Thermotherapy in the form of hyperthermia (42-50°C) is often added to cancer treatments to increase the tumor’s sensitivity to adjuvant (chemo)radiotherapy. Magnetic nanoparticles (MNPs) are promising tools for such applications, as they have the capacity to generate heat upon exposure to an alternating magnetic field and simultaneously deliver a radiotherapeutic dose. Optimization of this multifunctional performance implies morphological fine-tuning of MNPs, aiming at high magnetization saturation (M_S) values and, hence, high specific loss power (SLP), while incorporating a suitable radiotherapeutic isotope.
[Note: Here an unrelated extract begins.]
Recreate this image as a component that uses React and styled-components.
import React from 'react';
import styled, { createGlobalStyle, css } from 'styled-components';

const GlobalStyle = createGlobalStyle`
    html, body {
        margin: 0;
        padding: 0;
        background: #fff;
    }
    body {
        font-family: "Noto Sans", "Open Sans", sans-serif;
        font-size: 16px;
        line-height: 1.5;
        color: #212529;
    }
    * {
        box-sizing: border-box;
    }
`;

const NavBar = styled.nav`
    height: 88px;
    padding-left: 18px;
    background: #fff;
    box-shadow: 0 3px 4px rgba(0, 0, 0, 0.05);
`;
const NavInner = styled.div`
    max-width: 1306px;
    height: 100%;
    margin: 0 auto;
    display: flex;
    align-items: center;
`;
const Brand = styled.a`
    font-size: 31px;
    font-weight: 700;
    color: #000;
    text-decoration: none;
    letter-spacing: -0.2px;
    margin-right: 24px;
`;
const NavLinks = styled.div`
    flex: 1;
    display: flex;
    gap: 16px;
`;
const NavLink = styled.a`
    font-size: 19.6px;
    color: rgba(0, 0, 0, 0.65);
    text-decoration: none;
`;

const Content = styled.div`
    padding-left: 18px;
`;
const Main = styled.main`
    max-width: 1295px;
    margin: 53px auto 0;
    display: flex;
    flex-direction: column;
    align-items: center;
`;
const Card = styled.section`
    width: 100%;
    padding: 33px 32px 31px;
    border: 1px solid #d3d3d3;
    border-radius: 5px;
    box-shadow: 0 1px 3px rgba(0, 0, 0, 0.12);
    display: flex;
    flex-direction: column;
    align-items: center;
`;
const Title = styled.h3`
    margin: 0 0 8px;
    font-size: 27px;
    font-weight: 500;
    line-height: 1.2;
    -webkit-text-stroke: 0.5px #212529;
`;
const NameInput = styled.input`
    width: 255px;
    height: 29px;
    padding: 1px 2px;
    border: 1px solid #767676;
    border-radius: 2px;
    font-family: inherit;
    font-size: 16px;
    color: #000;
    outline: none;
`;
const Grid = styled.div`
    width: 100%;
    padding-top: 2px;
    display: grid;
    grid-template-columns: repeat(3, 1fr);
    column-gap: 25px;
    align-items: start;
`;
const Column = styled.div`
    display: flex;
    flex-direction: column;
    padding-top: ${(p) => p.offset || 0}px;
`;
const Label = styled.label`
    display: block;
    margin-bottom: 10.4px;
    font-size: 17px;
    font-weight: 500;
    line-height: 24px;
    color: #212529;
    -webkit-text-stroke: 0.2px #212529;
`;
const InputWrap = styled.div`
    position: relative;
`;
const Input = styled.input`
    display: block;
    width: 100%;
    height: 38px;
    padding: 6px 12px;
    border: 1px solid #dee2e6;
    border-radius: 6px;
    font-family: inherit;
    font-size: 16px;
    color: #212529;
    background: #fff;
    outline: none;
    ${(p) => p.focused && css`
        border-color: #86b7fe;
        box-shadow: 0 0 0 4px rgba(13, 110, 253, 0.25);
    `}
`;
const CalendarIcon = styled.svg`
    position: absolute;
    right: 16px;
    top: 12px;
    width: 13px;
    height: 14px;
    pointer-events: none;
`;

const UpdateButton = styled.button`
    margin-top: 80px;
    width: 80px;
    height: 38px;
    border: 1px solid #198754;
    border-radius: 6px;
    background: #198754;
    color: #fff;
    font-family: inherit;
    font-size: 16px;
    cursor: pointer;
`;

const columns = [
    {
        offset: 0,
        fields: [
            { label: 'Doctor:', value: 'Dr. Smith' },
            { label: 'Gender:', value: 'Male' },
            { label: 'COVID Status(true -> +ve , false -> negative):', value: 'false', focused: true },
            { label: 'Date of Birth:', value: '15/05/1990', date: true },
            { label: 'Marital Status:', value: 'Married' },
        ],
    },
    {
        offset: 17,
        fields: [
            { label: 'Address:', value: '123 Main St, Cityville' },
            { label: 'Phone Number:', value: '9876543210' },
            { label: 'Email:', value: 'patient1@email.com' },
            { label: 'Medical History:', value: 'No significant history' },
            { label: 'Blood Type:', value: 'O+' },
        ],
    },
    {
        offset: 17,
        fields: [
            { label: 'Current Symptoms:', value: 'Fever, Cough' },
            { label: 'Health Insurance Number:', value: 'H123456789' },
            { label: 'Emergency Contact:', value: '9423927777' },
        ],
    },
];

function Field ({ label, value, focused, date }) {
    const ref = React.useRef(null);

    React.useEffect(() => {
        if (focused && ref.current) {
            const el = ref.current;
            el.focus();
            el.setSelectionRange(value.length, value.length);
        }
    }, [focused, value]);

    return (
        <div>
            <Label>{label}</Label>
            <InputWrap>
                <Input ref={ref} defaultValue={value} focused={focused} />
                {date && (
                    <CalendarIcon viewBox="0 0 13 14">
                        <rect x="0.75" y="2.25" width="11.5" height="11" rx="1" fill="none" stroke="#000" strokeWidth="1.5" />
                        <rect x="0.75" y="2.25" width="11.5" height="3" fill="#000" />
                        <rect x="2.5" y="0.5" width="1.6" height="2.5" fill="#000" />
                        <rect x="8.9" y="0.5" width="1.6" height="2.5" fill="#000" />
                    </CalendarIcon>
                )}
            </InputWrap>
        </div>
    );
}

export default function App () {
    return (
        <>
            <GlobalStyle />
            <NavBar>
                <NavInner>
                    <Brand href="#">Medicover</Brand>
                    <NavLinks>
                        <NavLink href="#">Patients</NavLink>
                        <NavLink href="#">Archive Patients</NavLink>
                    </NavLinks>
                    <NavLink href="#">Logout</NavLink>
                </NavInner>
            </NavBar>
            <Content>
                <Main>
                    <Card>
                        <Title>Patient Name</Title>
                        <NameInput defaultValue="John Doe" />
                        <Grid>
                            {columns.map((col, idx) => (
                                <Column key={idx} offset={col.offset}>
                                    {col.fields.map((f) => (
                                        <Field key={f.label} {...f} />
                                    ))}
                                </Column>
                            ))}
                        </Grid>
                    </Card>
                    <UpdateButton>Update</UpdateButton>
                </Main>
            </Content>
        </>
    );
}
In this work, we investigated iron oxide NPs doped with two elements: paramagnetic Mn(II) and lanthanide Ho(III) with a high magnetic moment, prepared by thermal decomposition and co-precipitation, respectively, resulting in M_S values that increased by up to 1.7 times and improved heating efficiency at 346 kHz and 23 mT. In addition, a pronounced Mn(II) outer rim obtained for higher Mn(II)-content NPs allowed the detection of T₁-weighted MRI contrast convenient for monitoring NPs distribution in tissues due to the water exchange at the NPs' surface. The SLP values of NPs doped with Ho(III) into the Fe-oxide lattice were demonstrated to be dependent on both size and Ho content, with the best-performing NPs being 12 nm with 2.5% Ho. Furthermore, the presence of Ho(III) within the Fe-oxide lattice, in addition to higher SLP, offers the opportunity to perform radiotherapy using the ¹⁶⁶Ho-isotope, a b-emitter (t_1/2=27h) produced by the stable ¹⁶⁵Ho via neutron activation.

These findings demonstrate that Fe-oxide NPs containing magnetic elements with additional functionalities provide the basis for the further development of hybrid materials with enhanced thermotherapeutic performance in combination with radiotherapy.